(Code that builds pages)
┏━━

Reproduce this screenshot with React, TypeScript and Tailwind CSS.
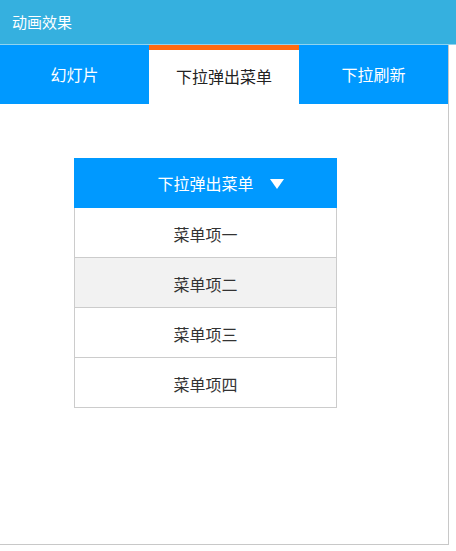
const font = { fontFamily: '"Microsoft YaHei", "Noto Sans CJK SC", sans-serif' };

const tabs = ["幻灯片", "下拉弹出菜单", "下拉刷新"];
const items = ["菜单项一", "菜单项二", "菜单项三", "菜单项四"];

export default function App() {
  const active = 1;

  return (
    <div className="w-[456px] h-[551px] bg-white" style={font}>
      <div className="h-[45px] bg-[#35b0df] border-b border-[#8fd3ef] flex items-center pl-3 text-[15px] text-white">
        动画效果
      </div>

      <div className="w-[449px] h-[500px] border-r border-b border-[#c8c8c8] flex flex-col">
        <div className="flex h-[59px]">
          {tabs.map((t, i) =>
            i === active ? (
              <div
                key={t}
                className="w-[150px] border-t-[5px] border-[#ff6a10] bg-white flex items-center justify-center text-base text-[#222] pb-[3px]"
              >
                {t}
              </div>
            ) : (
              <div
                key={t}
                className="w-[149px] bg-[#0099ff] flex items-center justify-center text-base text-white pb-px"
              >
                {t}
              </div>
            )
          )}
        </div>

        <div className="pt-[54px] pl-[74px]">
          <div className="w-[263px]">
            <div className="relative h-[50px] bg-[#0099ff] flex items-center justify-center text-base text-white">
              下拉弹出菜单
              <span className="absolute left-[196px] top-[21px] w-0 h-0 border-l-[7px] border-r-[7px] border-t-[10px] border-l-transparent border-r-transparent border-t-white" />
            </div>
            <div className="border-l border-r border-[#cccccc]">
              {items.map((it, i) => (
                <div
                  key={it}
                  className={`h-[50px] border-b border-[#cccccc] flex items-center justify-center text-base text-[#333] pt-[3px] ${
                    i === 1 ? "bg-[#f2f2f2]" : "bg-white"
                  }`}
                >
                  {it}
                </div>
              ))}
            </div>
          </div>
        </div>
      </div>
    </div>
  );
}
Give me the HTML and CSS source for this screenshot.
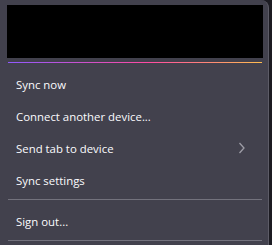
FILE: index.html
```html
<!DOCTYPE html>
<html lang="en">
<head>
    <meta charset="UTF-8">
    <title>Sync menu</title>
    <link rel="stylesheet" href="styles.css">
</head>
<body>
    <div class="panel">
        <div class="account-box"></div>
        <div class="accent-line"></div>

        <div class="menu">
            <div class="menu-item">Sync now</div>
            <div class="menu-item">Connect another device...</div>
            <div class="menu-item">
                <span>Send tab to device</span>
                <svg class="chevron" width="8" height="12" viewBox="0 0 8 12">
                    <path d="M1.5 1 L6 6 L1.5 11" fill="none" stroke="#9d9ca6" stroke-width="1.3"/>
                </svg>
            </div>
            <div class="menu-item">Sync settings</div>
            <div class="separator"></div>
            <div class="menu-item">Sign out...</div>
            <div class="separator"></div>
        </div>
    </div>
</body>
</html>
```

FILE: styles.css
```css
:root {
    --panel-bg: #42414d;
    --text-color: #fbfbfe;
    --border-color: #5d5c67;
    --separator: #73727d;
}

html, body {
    height: 100%;
}

body {
    margin: 0;
    background-color: #1c1b22;
    font-family: 'Open Sans', 'Noto Sans', sans-serif;
    overflow: hidden;
}

.panel {
    box-sizing: border-box;
    width: 269px;
    min-height: 100%;
    padding-top: 5px;
    background-color: var(--panel-bg);
    border-right: 1px solid var(--border-color);
    border-top-right-radius: 8px;
}

.account-box {
    width: 256px;
    height: 53px;
    margin-left: 7px;
    background-color: #000000;
}

.accent-line {
    height: 1px;
    margin: 4px 6px 0 8px;
    background: linear-gradient(to right, #9059ff, #ff4aa2 55%, #ffbd4f);
}

.menu {
    padding-top: 5px;
}

.menu-item {
    display: flex;
    align-items: center;
    justify-content: space-between;
    height: 32px;
    padding: 0 22px 0 16px;
    color: var(--text-color);
    font-size: 11.4px;
}

.chevron {
    display: block;
}

.separator {
    height: 1px;
    margin: 3px 6px 5px 8px;
    background-color: var(--separator);
}
```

┗━━

* SHORT PROBLEM
Give only a number: how many lines of the data hold the string "this"?

* WRITTEN ANSWER
2